We heard a tweet from Donald Trump this morning saying that we will find out who the Supreme Court justice is,

at least who he's nominating, tomorrow at 8 p.m.

Eastern Time.

We think from the White House, he's going to make the announcement.

Get the work on who we have and who we think it's going to get you.

Give me the top picks here in a second.

As he's looking for that, let me just say this.

This didn't bother me at all.

No, no, it didn't.

I couldn't even read the story.

The headline.

Travel ban is the clearest sign yet of Trump advisors' intent to reshape the country.

Oh, my gosh.

Oh, my God.

You mean, like when he said fundamental transformation of the United States of America, and then he was surrounded by a bunch of radicals who were hell-bent on reshaping the country and the Constitution.

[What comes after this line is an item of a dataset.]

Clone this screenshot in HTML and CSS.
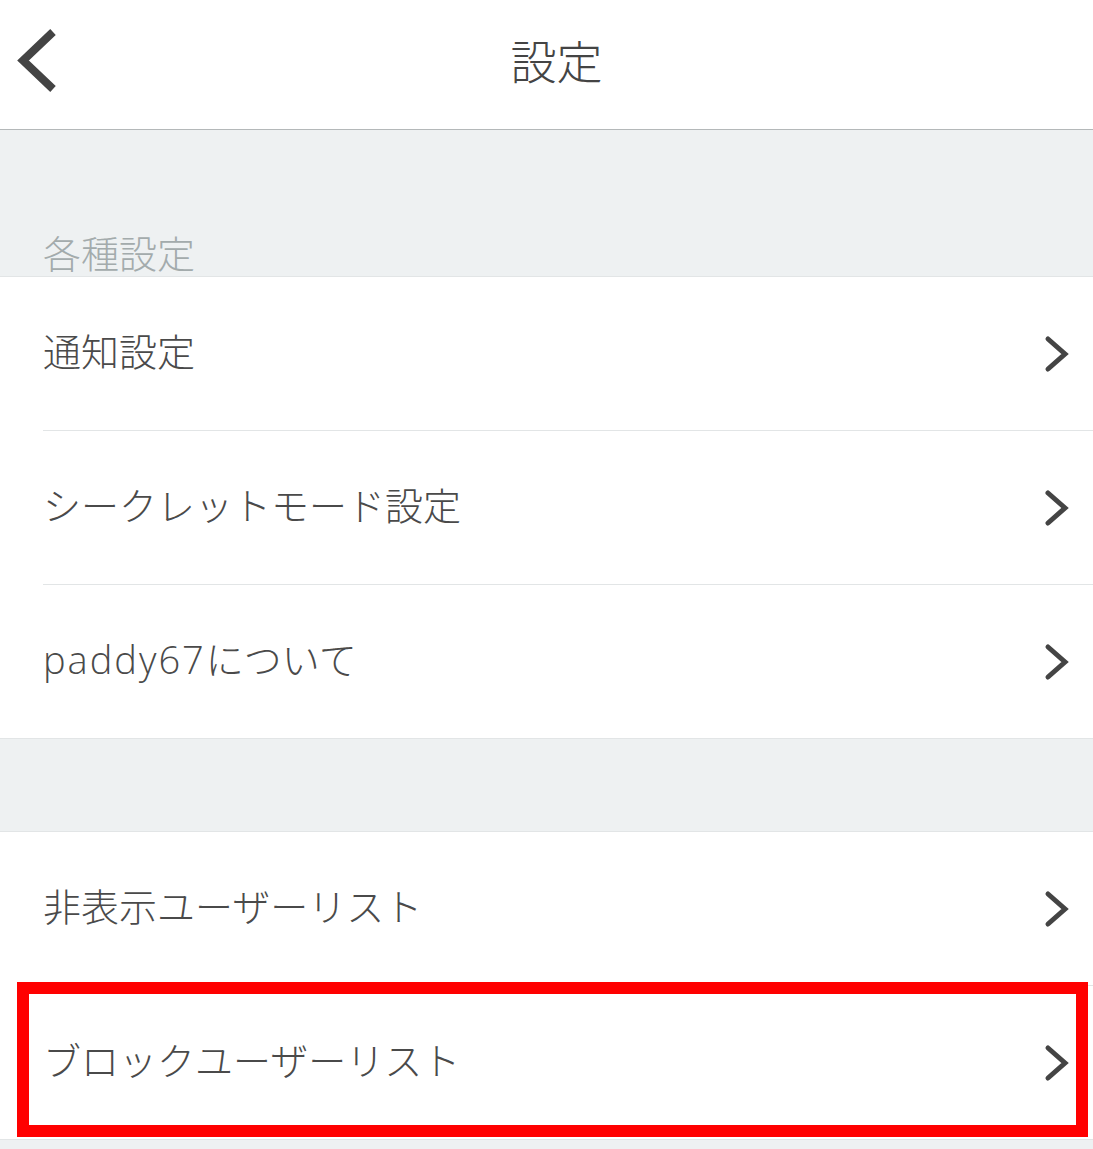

You mean you're concerned about something like that happening?

No, that's a conspiracy theory.

Okay, I'm over it.

You have the Supreme Court justices.

There's a couple here to talk about.

We've talked about Pryor, a decent amount.

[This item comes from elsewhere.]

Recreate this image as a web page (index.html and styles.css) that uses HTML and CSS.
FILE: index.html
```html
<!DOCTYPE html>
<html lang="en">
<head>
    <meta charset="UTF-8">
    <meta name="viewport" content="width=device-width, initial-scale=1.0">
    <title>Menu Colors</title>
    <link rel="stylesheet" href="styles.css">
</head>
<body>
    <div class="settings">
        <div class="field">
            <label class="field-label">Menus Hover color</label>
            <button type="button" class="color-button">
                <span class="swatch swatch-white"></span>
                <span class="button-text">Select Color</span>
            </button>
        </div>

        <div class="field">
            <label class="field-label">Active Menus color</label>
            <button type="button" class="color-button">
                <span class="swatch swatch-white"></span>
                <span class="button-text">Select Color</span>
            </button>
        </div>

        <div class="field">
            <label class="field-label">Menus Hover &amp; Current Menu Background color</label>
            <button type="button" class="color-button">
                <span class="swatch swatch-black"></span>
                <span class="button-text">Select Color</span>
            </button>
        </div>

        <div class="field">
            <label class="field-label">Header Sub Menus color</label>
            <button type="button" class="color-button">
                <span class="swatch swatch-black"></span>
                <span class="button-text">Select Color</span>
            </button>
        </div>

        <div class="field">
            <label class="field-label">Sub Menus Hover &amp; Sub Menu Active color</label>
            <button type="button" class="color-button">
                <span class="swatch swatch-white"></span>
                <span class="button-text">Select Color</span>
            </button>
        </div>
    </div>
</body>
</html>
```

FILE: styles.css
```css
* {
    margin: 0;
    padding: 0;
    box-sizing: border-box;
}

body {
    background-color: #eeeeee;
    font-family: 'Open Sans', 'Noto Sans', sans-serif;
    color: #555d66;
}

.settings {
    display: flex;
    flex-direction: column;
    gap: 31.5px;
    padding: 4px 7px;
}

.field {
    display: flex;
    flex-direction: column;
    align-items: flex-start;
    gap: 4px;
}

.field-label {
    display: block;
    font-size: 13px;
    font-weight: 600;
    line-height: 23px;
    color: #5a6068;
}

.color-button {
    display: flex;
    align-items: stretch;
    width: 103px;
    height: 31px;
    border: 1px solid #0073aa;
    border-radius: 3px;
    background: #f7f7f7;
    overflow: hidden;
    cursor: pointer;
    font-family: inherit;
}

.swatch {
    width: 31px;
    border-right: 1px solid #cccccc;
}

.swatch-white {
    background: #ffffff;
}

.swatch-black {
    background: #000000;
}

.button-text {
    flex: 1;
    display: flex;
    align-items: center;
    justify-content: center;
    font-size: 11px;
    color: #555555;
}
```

Now, Pryor is a pretty conservative judge generally.

I know you had some people who were doing the background checking and were concerned about a couple of different areas

with religious freedoms.

And so that's one

that has been talked about a lot.

And he is a concern to the evangelical pack.

Pryor is.

And also, what's the other one?

Neil Gorsuch.

Gorsuch.

Now, Gorsuch,

in reading about him fairly extensively, I think he seems like a pretty good choice.

Now, there are some people who have some concerns over him.

Yeah, the religious community has

a problem with Gorsuch and Pryor.

The leaders of the evangelical community say

that's a problem.

Those two are no-goes.

Now, Now, neither one of them, though, is exclusively bad for these cases.

For example, Neil Gorsuch

agreed with the correct side, in my opinion, of the Hobby Lobby case,

the Little Sisters of the Poor, wasn't it?

Little Sisters.

That one as well, which is another Obamacare-related case he was correct on.

You know, he's had several pretty good rulings when it comes to religious freedom.

Yeah, he is apparently sketchy on

transgenderity, transgenderism, the bathrooms and things like that.

And the latest to come out was that last week he goes to one of these very progressive churches and his female pastor was at the women's march and she said,

you know, it was the first time that she really felt really connected to humanity.

Was that that?

Neil's like,

stop talking, please, for a couple of weeks.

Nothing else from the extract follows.